_Aim:_ Give again only what runs from the line with "Generate a web" to the final line of the entries below, exactly as written and without pictures.

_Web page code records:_
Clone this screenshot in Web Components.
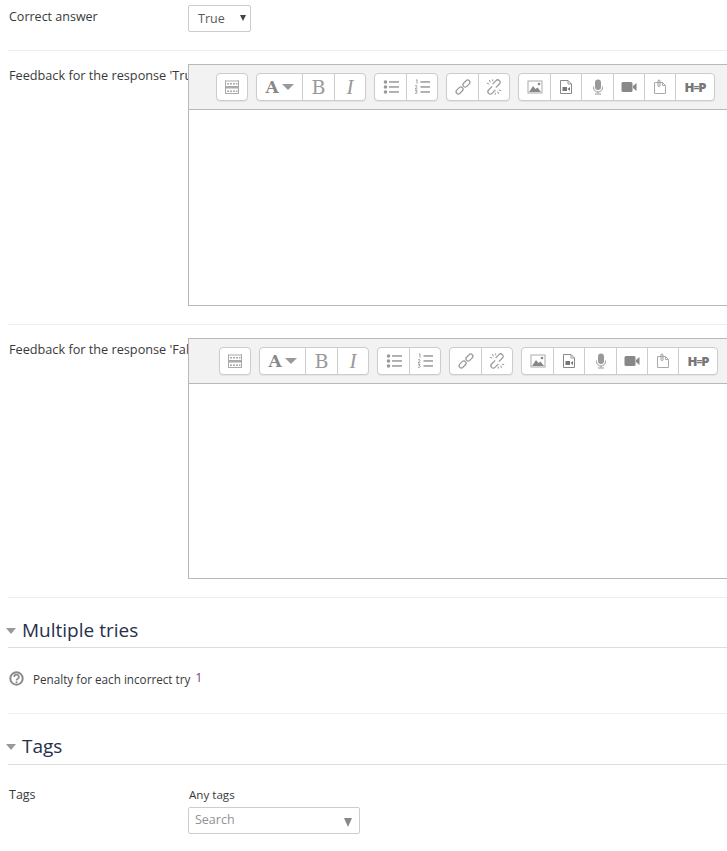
<!DOCTYPE html>
<html lang="en">
<head>
<meta charset="utf-8">
<title>Question form</title>
<style>
  html, body { margin: 0; padding: 0; background: #fff; overflow: hidden; }
  body { width: 727px; height: 851px; font: 12.5px/20px "Open Sans", sans-serif; color: #373a3c; }
</style>
</head>
<body>
<form-page>
  <form-row height="51" kind="short">
    <span slot="label">Correct answer</span>
    <true-select></true-select>
  </form-row>
  <form-row height="274">
    <span slot="label" style="font-size:12.7px">Feedback for the response 'True'</span>
    <atto-editor pad="27" box="242"></atto-editor>
  </form-row>
  <form-row height="273">
    <span slot="label" style="font-size:12.7px">Feedback for the response 'False'</span>
    <atto-editor pad="30" box="241"></atto-editor>
  </form-row>
  <section-head style="margin-top:20px;height:29px">Multiple tries</section-head>
  <penalty-row></penalty-row>
  <section-head style="margin-top:20px">Tags</section-head>
  <tag-row></tag-row>
</form-page>

<script>
class FormPage extends HTMLElement {
  constructor() {
    super();
    this.attachShadow({ mode: "open" });
  }
  connectedCallback() {
    this.shadowRoot.innerHTML = `
      <style>
        :host { display: block; padding-left: 8px; }
      </style>
      <slot></slot>
    `;
  }
}
customElements.define("form-page", FormPage);

class FormRow extends HTMLElement {
  constructor() {
    super();
    this.attachShadow({ mode: "open" });
  }
  connectedCallback() {
    const short = this.getAttribute("kind") === "short";
    this.shadowRoot.innerHTML = `
      <style>
        :host { display: block; }
        .row {
          display: flex;
          height: ${this.getAttribute("height")}px;
          box-sizing: border-box;
          border-bottom: 1px solid #eceeef;
          width: 719px;
        }
        .label {
          flex: 0 0 180px;
          padding-left: 1px;
          box-sizing: border-box;
          white-space: nowrap;
          overflow: hidden;
          height: 24px;
          margin-top: ${short ? 7 : 14}px;
        }
        .field { margin-top: ${short ? 5 : 13}px; flex: 1; min-width: 0; }
      </style>
      <div class="row">
        <div class="label"><slot name="label"></slot></div>
        <div class="field"><slot></slot></div>
      </div>
    `;
  }
}
customElements.define("form-row", FormRow);

class TrueSelect extends HTMLElement {
  constructor() {
    super();
    this.attachShadow({ mode: "open" });
  }
  connectedCallback() {
    this.shadowRoot.innerHTML = `
      <style>
        :host { display: block; width: 63px; height: 27px; }
        .box {
          position: relative;
          box-sizing: border-box;
          width: 63px;
          height: 27px;
          border: 1px solid #ccc;
          border-radius: 2px;
          padding: 3px 0 0 9px;
          color: #55595c;
        }
        .box::after {
          content: "";
          position: absolute;
          right: 4px;
          top: 9px;
          border-left: 3.5px solid transparent;
          border-right: 3.5px solid transparent;
          border-top: 6px solid #444;
        }
      </style>
      <div class="box">True</div>
    `;
  }
}
customElements.define("true-select", TrueSelect);

const ICONS = {
  table: `<g fill="#aaa"><rect x="1" y="1.5" width="14" height="1"/><rect x="1" y="7" width="14" height="2.5"/><rect x="1" y="14" width="14" height="1"/><rect x="1" y="1.5" width="1" height="13"/><rect x="14" y="1.5" width="1" height="13"/><rect x="3" y="4" width="2" height="1.5"/><rect x="6" y="4" width="2" height="1.5"/><rect x="9" y="4" width="2" height="1.5"/><rect x="12" y="4" width="1.5" height="1.5"/><rect x="3" y="11.5" width="2" height="1.5"/><rect x="6" y="11.5" width="2" height="1.5"/><rect x="9" y="11.5" width="2" height="1.5"/><rect x="12" y="11.5" width="1.5" height="1.5"/></g>`,
  ul: `<g fill="#999"><circle cx="2.5" cy="3" r="1.8"/><circle cx="2.5" cy="8" r="1.8"/><circle cx="2.5" cy="13" r="1.8"/><rect x="6" y="2.2" width="10" height="1.5"/><rect x="6" y="7.2" width="10" height="1.5"/><rect x="6" y="12.2" width="10" height="1.5"/></g>`,
  ol: `<g fill="#999"><rect x="6.5" y="2.2" width="9.5" height="1.5"/><rect x="6.5" y="7.2" width="9.5" height="1.5"/><rect x="6.5" y="12.2" width="9.5" height="1.5"/></g><g fill="none" stroke="#999" stroke-width=".9"><path d="M2 1.2l1-.5v4"/><path d="M1 6.8q2-1 2 .5 0 1-2 2.5h2.3"/><path d="M1 11.3h2l-1 1.3q1.5 0 1.3 1-.2 1.2-2.3.7"/></g>`,
  link: `<g fill="none" stroke="#999" stroke-width="1.2"><rect x="-4.6" y="-2.2" width="8" height="4.4" rx="2.2" transform="translate(5 11) rotate(-45)"/><rect x="-3.4" y="-2.2" width="8" height="4.4" rx="2.2" transform="translate(11 5) rotate(-45)"/></g>`,
  unlink: `<g fill="none" stroke="#999" stroke-width="1.2"><path d="M6.2 7.4L2.6 11a2.4 2.4 0 0 0 3.4 3.4l3.4-3.6"/><path d="M9.8 8.6l3.6-3.6A2.4 2.4 0 0 0 10 1.6L6.6 5.2"/><path d="M3.4 1l1 2.4M.8 4.2l2.4.8M6.6.4l.2 2M12.6 15l-1-2.4M15.2 11.8l-2.4-.8M9.4 15.6l-.2-2" stroke-width="1"/></g>`,
  image: `<rect x="1" y="2" width="14" height="12" fill="none" stroke="#aaa"/><path fill="#888" d="M2 13l4-6 2.5 3 2-1.5 3.5 4.5z"/><circle cx="12" cy="5" r="1.3" fill="#888"/>`,
  media: `<path fill="none" stroke="#888" d="M2.5 1.5h7.5l3.5 3.5v9.5h-11z"/><path fill="none" stroke="#999" d="M10 1.5V5h3.5"/><rect x="4.5" y="8" width="4.5" height="4" fill="#777"/><path fill="#777" d="M9.5 10l2.5-2v4z"/>`,
  mic: `<rect x="5" y="0.5" width="6" height="10.5" rx="3" fill="#999"/><path fill="none" stroke="#999" d="M3.5 7.5v1a4.5 4.5 0 0 0 9 0v-1M8 13v1.5M5 15h6"/>`,
  video: `<rect x="0.5" y="3" width="11" height="10" rx="1.5" fill="#888"/><path fill="#888" d="M12 7l3.5-3v8L12 9z"/>`,
  file: `<path fill="none" stroke="#aaa" d="M2.5 3.5h8l3 3v8h-11z"/><path fill="none" stroke="#aaa" d="M10.5 3.5v3h3"/><path fill="none" stroke="#999" d="M6 2v4.5a1 1 0 0 0 2 0V2a1 1 0 0 0-2 0z"/>`,
};

class AttoEditor extends HTMLElement {
  constructor() {
    super();
    this.attachShadow({ mode: "open" });
  }
  btn(name, width) {
    return `<span class="btn" style="width:${width}px"><svg width="16" height="16" viewBox="0 0 16 16">${ICONS[name]}</svg></span>`;
  }
  connectedCallback() {
    this.shadowRoot.innerHTML = `
      <style>
        :host { display: block; width: 600px; background: #fff; position: relative; }
        .wrap { border: 1px solid #b8b8b8; box-sizing: border-box; height: ${this.getAttribute("box")}px; }
        .toolbar {
          display: flex;
          gap: 8px;
          height: 45px;
          box-sizing: border-box;
          padding: 8px 0 0 ${this.getAttribute("pad")}px;
          background: #f2f2f2;
          border-bottom: 1px solid #b8b8b8;
        }
        .group {
          display: flex;
          height: 28px;
          box-sizing: border-box;
          background: #fff;
          border: 1px solid #ccc;
          border-radius: 4px;
          box-shadow: 0 1px 1px rgba(0,0,0,.06);
        }
        .btn {
          display: flex;
          align-items: center;
          justify-content: center;
          box-sizing: border-box;
          height: 26px;
          border-right: 1px solid #ccc;
          color: #999;
        }
        .btn:last-child { border-right: 0; }
        .serif { font: 19px/26px "DejaVu Serif", serif; }
        .font { font: bold 17px/26px "DejaVu Serif", serif; color: #888; gap: 3px; }
        .font i {
          width: 0;
          height: 0;
          border-left: 6px solid transparent;
          border-right: 6px solid transparent;
          border-top: 6px solid #999;
        }
        .ital { font: italic 21px/26px "Liberation Serif", serif; }
        .h5p {
          font: 800 13px/1 "Open Sans", sans-serif;
          color: #777;
          letter-spacing: -1px;
        }
        .h5p span { font-size: 10px; }
      </style>
      <div class="wrap">
        <div class="toolbar">
          <div class="group">${this.btn("table", 30)}</div>
          <div class="group">
            <span class="btn font" style="width:46px">A<i></i></span>
            <span class="btn serif" style="width:32px">B</span>
            <span class="btn ital" style="width:30px">I</span>
          </div>
          <div class="group">${this.btn("ul", 32)}${this.btn("ol", 30)}</div>
          <div class="group">${this.btn("link", 32)}${this.btn("unlink", 30)}</div>
          <div class="group">
            ${this.btn("image", 32)}${this.btn("media", 31)}${this.btn("mic", 32)}${this.btn("video", 31)}${this.btn("file", 31)}
            <span class="btn h5p" style="width:38px">H<span>=</span>P</span>
          </div>
        </div>
      </div>
    `;
  }
}
customElements.define("atto-editor", AttoEditor);

class SectionHead extends HTMLElement {
  constructor() {
    super();
    this.attachShadow({ mode: "open" });
  }
  connectedCallback() {
    this.shadowRoot.innerHTML = `
      <style>
        :host { display: block; width: 719px; height: 30px; }
        .head {
          display: flex;
          align-items: flex-start;
          height: 100%;
          border-bottom: 1px solid #ddd;
          font-size: 19px;
          line-height: 24px;
          color: #27304a;
        }
        .tri {
          width: 0;
          height: 0;
          margin: 10px 6px 0 -2px;
          border-left: 5px solid transparent;
          border-right: 5px solid transparent;
          border-top: 6px solid #999;
        }
      </style>
      <div class="head"><span class="tri"></span><slot></slot></div>
    `;
  }
}
customElements.define("section-head", SectionHead);

class PenaltyRow extends HTMLElement {
  constructor() {
    super();
    this.attachShadow({ mode: "open" });
  }
  connectedCallback() {
    this.shadowRoot.innerHTML = `
      <style>
        :host { display: block; width: 719px; }
        .row {
          display: flex;
          align-items: flex-start;
          height: 67px;
          box-sizing: border-box;
          padding-top: 22px;
          border-bottom: 1px solid #eceeef;
          font-size: 11.7px;
        }
        svg { margin: 2px 9px 0 1px; flex: none; }
        .val { margin-left: 5px; font-size: 12.5px; position: relative; top: -1px; color: #7a3e8a; }
      </style>
      <div class="row">
        <svg width="15" height="15" viewBox="0 0 15 15">
          <circle cx="7.5" cy="7.5" r="6.2" fill="none" stroke="#8a8a8a" stroke-width="2"/>
          <path d="M5.2 6a2.3 2.3 0 1 1 3.5 1.9c-.8.5-1.2.8-1.2 1.5" fill="none" stroke="#8a8a8a" stroke-width="1.7"/>
          <circle cx="7.5" cy="11.2" r="1" fill="#8a8a8a"/>
        </svg>
        <span>Penalty for each incorrect try</span><span class="val">1</span>
      </div>
    `;
  }
}
customElements.define("penalty-row", PenaltyRow);

class TagRow extends HTMLElement {
  constructor() {
    super();
    this.attachShadow({ mode: "open" });
  }
  connectedCallback() {
    this.shadowRoot.innerHTML = `
      <style>
        :host { display: block; padding-top: 21px; }
        .row { display: flex; }
        .label { width: 180px; padding-left: 1px; box-sizing: border-box; }
        .any { font-size: 11.6px; line-height: 20px; padding-left: 1px; }
        .search {
          position: relative;
          box-sizing: border-box;
          width: 172px;
          height: 27px;
          margin-top: 2px;
          border: 1px solid #ccc;
          border-radius: 2px;
          padding: 2px 0 0 6px;
          color: #8e9297;
        }
        .search::after {
          content: "";
          position: absolute;
          right: 7px;
          top: 10px;
          border-left: 4.5px solid transparent;
          border-right: 4.5px solid transparent;
          border-top: 9px solid #888;
        }
      </style>
      <div class="row">
        <div class="label">Tags</div>
        <div>
          <div class="any">Any tags</div>
          <div class="search">Search</div>
        </div>
      </div>
    `;
  }
}
customElements.define("tag-row", TagRow);
</script>
</body>
</html>
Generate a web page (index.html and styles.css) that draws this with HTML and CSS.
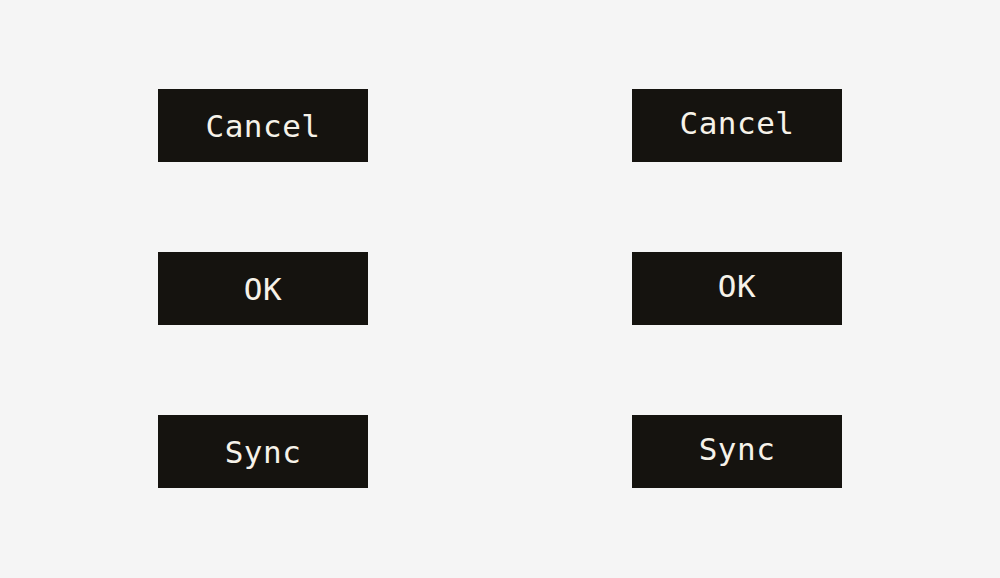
FILE: index.html
```html
<!DOCTYPE html>
<html lang="en">
<head>
<meta charset="utf-8">
<title>Buttons</title>
<link rel="stylesheet" href="styles.css">
</head>
<body>
<main class="board">
  <button class="btn">Cancel</button>
  <button class="btn btn-raised">Cancel</button>
  <button class="btn">OK</button>
  <button class="btn btn-raised">OK</button>
  <button class="btn">Sync</button>
  <button class="btn btn-raised">Sync</button>
</main>
</body>
</html>
```
FILE: styles.css
```css
html, body {
  margin: 0;
  padding: 0;
  background: #f5f5f5;
}
.board {
  display: grid;
  grid-template-columns: 210px 210px;
  grid-auto-rows: 73px;
  column-gap: 264px;
  row-gap: 90px;
  padding: 89px 158px;
}
.btn {
  display: flex;
  align-items: center;
  justify-content: center;
  margin: 0;
  padding: 0;
  border: none;
  border-radius: 0;
  background: #15130f;
  color: #f6f2e9;
  font-family: "DejaVu Sans Mono", "Liberation Mono", monospace;
  font-size: 31px;
  font-weight: normal;
  letter-spacing: 0.5px;
}
.btn-raised {
  padding-bottom: 6px;
}
```
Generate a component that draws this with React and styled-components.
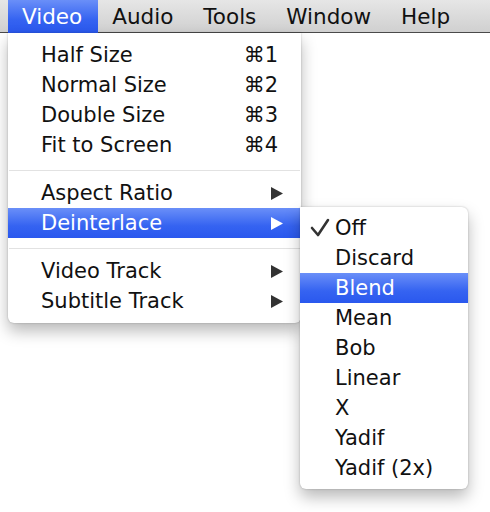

_Worked answer:_
Generate a web page (index.html and styles.css) that draws this with HTML and CSS.
FILE: index.html
```html
<!DOCTYPE html>
<html lang="en">
<head>
<meta charset="utf-8">
<title>Buttons</title>
<link rel="stylesheet" href="styles.css">
</head>
<body>
<main class="board">
  <button class="btn">Cancel</button>
  <button class="btn btn-raised">Cancel</button>
  <button class="btn">OK</button>
  <button class="btn btn-raised">OK</button>
  <button class="btn">Sync</button>
  <button class="btn btn-raised">Sync</button>
</main>
</body>
</html>
```
FILE: styles.css
```css
html, body {
  margin: 0;
  padding: 0;
  background: #f5f5f5;
}
.board {
  display: grid;
  grid-template-columns: 210px 210px;
  grid-auto-rows: 73px;
  column-gap: 264px;
  row-gap: 90px;
  padding: 89px 158px;
}
.btn {
  display: flex;
  align-items: center;
  justify-content: center;
  margin: 0;
  padding: 0;
  border: none;
  border-radius: 0;
  background: #15130f;
  color: #f6f2e9;
  font-family: "DejaVu Sans Mono", "Liberation Mono", monospace;
  font-size: 31px;
  font-weight: normal;
  letter-spacing: 0.5px;
}
.btn-raised {
  padding-bottom: 6px;
}
```
Generate a component that draws this with React and styled-components.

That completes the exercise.